Comment

Romney Lied to the Public About His Job at Bain Capital

17
lawhawk7/12/2012 10:39:27 am PDT

Or, it depends on your definition of the word retire.

To wit, consider Bain Capital’s 1993 $24 million investment in GST Steel, a Kansas City, Missouri steel company. During his 2002 campaign for governor, Romney’s opponent pointed out that Bain Capital had profited to the tune of $50 million – after laying off 750 workers at GST.

And Romney replied that he was no longer at Bain Capital when the layoffs happened. But the SEC filings indicate that Romney was Bain Capital’s CEO in February 2001 when GST declared bankruptcy. And Romney made the same “not there then” claim when the Obama campaign raised this example in May 2012.

If the SEC filings are accurate, that means Romney was again in a grey area when he made the claims about GST. After all, if he was CEO and sole owner of Bain Capital in 2002, he would have had a responsibility to his investors to make key decisions about its investments — like whether GST should file for bankruptcy and fire its staff.

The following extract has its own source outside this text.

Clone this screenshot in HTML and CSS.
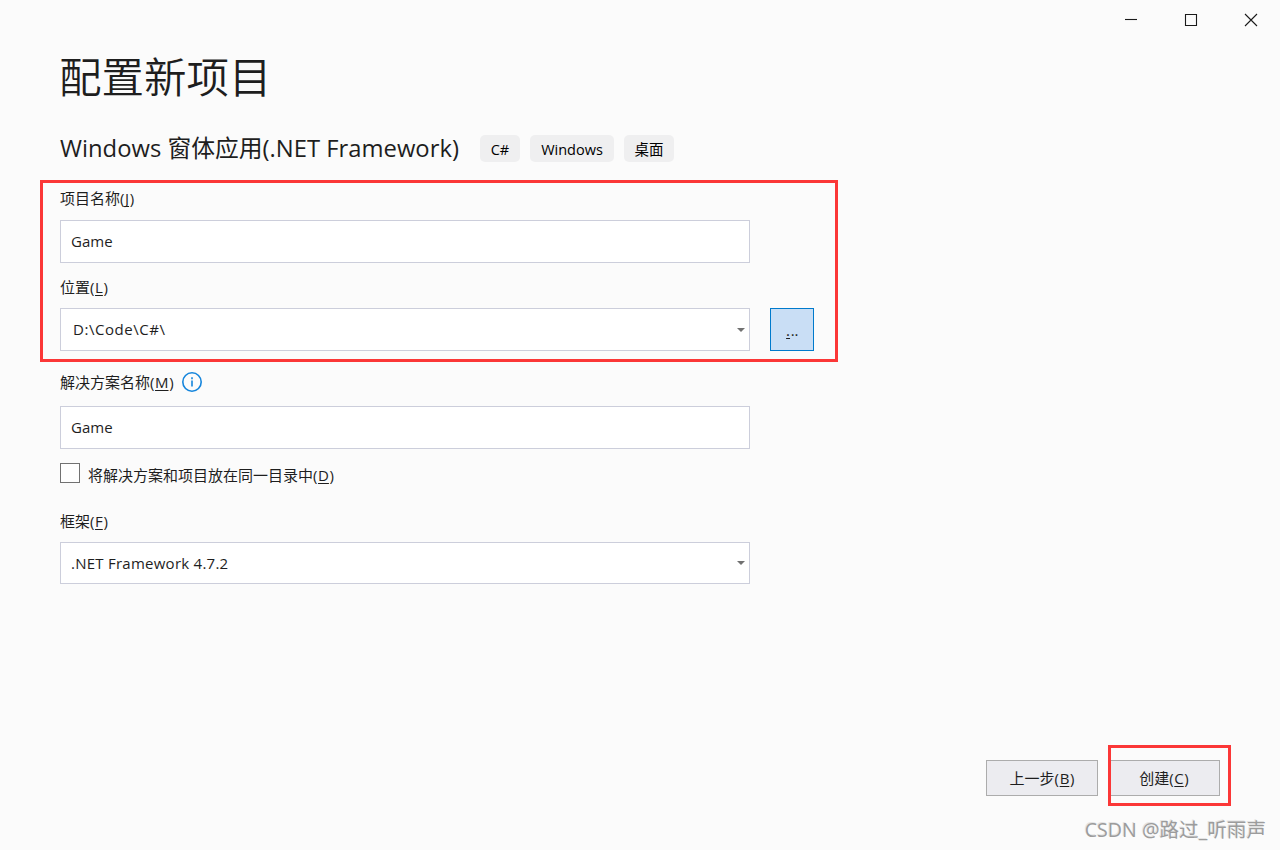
FILE: index.html
```
<!DOCTYPE html>
<html lang="zh-CN">
<head>
	<meta charset="UTF-8">
	<meta name="viewport" content="width=device-width, initial-scale=1.0">
	<title>配置新项目</title>
	<link rel="stylesheet" href="styles.css">
</head>
<body>
	<div class="window">
		<header class="titlebar">
			<svg class="titlebar__icon" viewBox="0 0 14 14"><path d="M1 6.5h12"/></svg>
			<svg class="titlebar__icon" viewBox="0 0 14 14"><path d="M1.5 1.5h11v11h-11z"/></svg>
			<svg class="titlebar__icon" viewBox="0 0 14 14"><path d="M1 1l12 12M13 1L1 13"/></svg>
		</header>

		<main class="content">
			<h1 class="title">配置新项目</h1>

			<div class="template">
				<h2 class="template__name">Windows 窗体应用(.NET Framework)</h2>
				<span class="tag tag--lang">C#</span>
				<span class="tag tag--platform">Windows</span>
				<span class="tag tag--type">桌面</span>
			</div>

			<form class="form">
				<div class="field field--name">
					<div class="field__label">项目名称(<u>J</u>)</div>
					<div class="field__box">Game</div>
				</div>

				<div class="field field--location">
					<div class="field__label">位置(<u>L</u>)</div>
					<div class="field__row">
						<div class="field__box field__box--combo">
							<span>D:\Code\C#\</span>
							<svg class="arrow" viewBox="0 0 8 4"><path d="M0 0h8L4 4z"/></svg>
						</div>
						<button type="button" class="browse"><u>.</u>..</button>
					</div>
				</div>

				<div class="field field--solution">
					<div class="field__label">
						解决方案名称(<u>M</u>)
						<svg class="info" viewBox="0 0 20 20">
							<circle cx="10" cy="10" r="9.2"/>
							<path d="M10 8.5v6M10 5.3v2"/>
						</svg>
					</div>
					<div class="field__box">Game</div>
				</div>

				<div class="check">
					<span class="check__box"></span>
					<span class="check__text">将解决方案和项目放在同一目录中(<u>D</u>)</span>
				</div>

				<div class="field field--framework">
					<div class="field__label">框架(<u>F</u>)</div>
					<div class="field__box field__box--combo">
						<span>.NET Framework 4.7.2</span>
						<svg class="arrow" viewBox="0 0 8 4"><path d="M0 0h8L4 4z"/></svg>
					</div>
				</div>
			</form>
		</main>

		<footer class="footer">
			<button type="button" class="btn">上一步(<u>B</u>)</button>
			<button type="button" class="btn">创建(<u>C</u>)</button>
		</footer>

		<div class="watermark">CSDN @路过_听雨声</div>

		<div class="mark mark--fields"></div>
		<div class="mark mark--create"></div>
	</div>
</body>
</html>
```

FILE: styles.css
```
*, *::after, *::before {
	box-sizing: border-box;
}

:root {
	--text: #1e1e1e;
	--border: #cccedb;
	--mark: #fb3737;
}

body {
	margin: 0;
	background: #fbfbfb;
	color: var(--text);
	font-family: "Open Sans", "Noto Sans CJK SC", sans-serif;
	font-size: 15px;
	overflow: hidden;
}

u {
	margin: 0 .6px;
	text-decoration: underline 1px;
	text-underline-offset: 2px;
	text-decoration-skip-ink: none;
}

.window {
	position: relative;
	display: flex;
	flex-direction: column;
	width: 1280px;
	height: 850px;
}

.titlebar {
	display: flex;
	justify-content: flex-end;
	align-items: center;
	gap: 46px;
	height: 40px;
	padding-right: 22px;
}

.titlebar__icon {
	width: 14px;
	height: 14px;
	fill: none;
	stroke: #1a1a1a;
	stroke-width: 1.1;
}

.content {
	flex: 1;
	padding: 5px 60px 0;
}

.title {
	height: 60px;
	margin: 0 0 0 -1px;
	font-family: "Noto Sans CJK SC", sans-serif;
	font-size: 42.5px;
	font-weight: 350;
	line-height: 60px;
}

.template {
	display: flex;
	align-items: center;
	height: 27px;
	margin-top: 30px;
}

.template__name {
	width: 420px;
	margin: 0;
	font-size: 23.8px;
	font-weight: 400;
	line-height: 27px;
	white-space: nowrap;
}

.tag {
	height: 27px;
	margin-right: 10px;
	border-radius: 5px;
	background: #efeff0;
	color: #000;
	font-size: 14.5px;
	line-height: 29px;
	text-align: center;
}

.tag--lang {
	width: 40px;
}

.tag--platform {
	width: 84px;
}

.tag--type {
	width: 50px;
}

.form {
	width: 754px;
	margin-top: 26px;
}

.field__label {
	display: flex;
	align-items: center;
	height: 20px;
	margin-bottom: 11px;
	line-height: 20px;
}

.field__row {
	display: flex;
	gap: 20px;
}

.field__box {
	display: flex;
	align-items: center;
	width: 690px;
	height: 43px;
	padding: 0 4px 2px 10px;
	border: 1px solid var(--border);
	background: #fff;
}

.field__box--combo {
	justify-content: space-between;
	padding-bottom: 0;
	letter-spacing: .25px;
}

.field--name .field__label {
	margin-bottom: 12px;
}

.field--location {
	margin-top: 14px;
}

.field--location .field__box {
	padding-left: 12px;
	letter-spacing: .55px;
}

.field--location .field__box span {
	margin-bottom: 2px;
}

.field--solution {
	margin-top: 21px;
}

.field--solution .field__label {
	margin-bottom: 14px;
}

.field--framework {
	margin-top: 28px;
}

.field--framework .field__box {
	height: 42px;
}

.arrow {
	width: 8px;
	height: 4px;
	fill: #717171;
}

.browse {
	width: 44px;
	height: 43px;
	padding: 1px 0 0;
	border: 1px solid #007acc;
	background: #c9def5;
	color: var(--text);
	font: inherit;
}

.info {
	width: 20px;
	height: 20px;
	margin-left: 8px;
	fill: none;
	stroke: #1585dc;
	stroke-width: 1.6;
}

.check {
	display: flex;
	gap: 8px;
	height: 20px;
	margin-top: 14px;
}

.check__box {
	width: 20px;
	height: 20px;
	border: 1px solid #717171;
	background: #fefefe;
}

.check__text {
	line-height: 24px;
}

.footer {
	display: flex;
	justify-content: flex-end;
	gap: 10px;
	padding-right: 60px;
}

.btn {
	width: 112px;
	height: 36px;
	padding: 0 0 2px;
	border: 1px solid #acacac;
	background: #ececf0;
	color: var(--text);
	font: inherit;
}

.watermark {
	height: 54px;
	padding: 19px 14px 0 0;
	color: #9c9c9c;
	font-size: 19.6px;
	line-height: 30px;
	text-align: right;
	text-shadow: -1px -1px 0 #e4e4e4;
}

/* red frames over the form */
.mark {
	position: absolute;
	border: 3px solid var(--mark);
	pointer-events: none;
}

.mark--fields {
	top: 180px;
	left: 40px;
	width: 798px;
	height: 182px;
}

.mark--create {
	top: 745px;
	left: 1108px;
	width: 123px;
	height: 61px;
}
```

On July 11, Bain Capital issued a statement: “Mitt Romney retired from Bain Capital in February 1999. He has had no involvement in the management or investment activities of Bain Capital, or with any of its portfolio companies, since that time.”

To paraphrase Clinton, it depends upon what the meaning of the word retired is.

If Romney was still a sole stockholder in the firm, his retiring from the company wouldn’t absolve him from all company decisions since he could control company direction as the stockholder (choosing management - trustees/directors, etc.). He might have left day-to-day management up to the directors/trustees, but as a sole shareholder, he’d still have say (and sway).

But we get to that only after trying to figure out whether he was or wasn’t managing director at Bain past the 1999 date he claims to have gone to work on the Olympics. SEC filings, see 5/2000 and 2/2001 indicate that Romney was still with Bain in a management capacity.

That doesn’t tell you the whole picture - whether he was still engaging in day to day management activities at Bain or working 100% for the SLC Olympics, but he’s still a responsible person - especially in the government’s eyes (or potential lawsuits against the firm) pursuant to the filings.

I believe that those filings are accurate and that no criminality was intended with those filings. He was indeed still the managing director at Bain. He was ultimately responsible for acts undertaken by Bain during that period, even if he was off working on the Olympics. What would absolve him of that is the production of evidence showing that he delegated those decisions to others at the firm (that would be office communications or other SEC filings) indicating that Romney wouldn’t be doing day to day work for Bain after date X.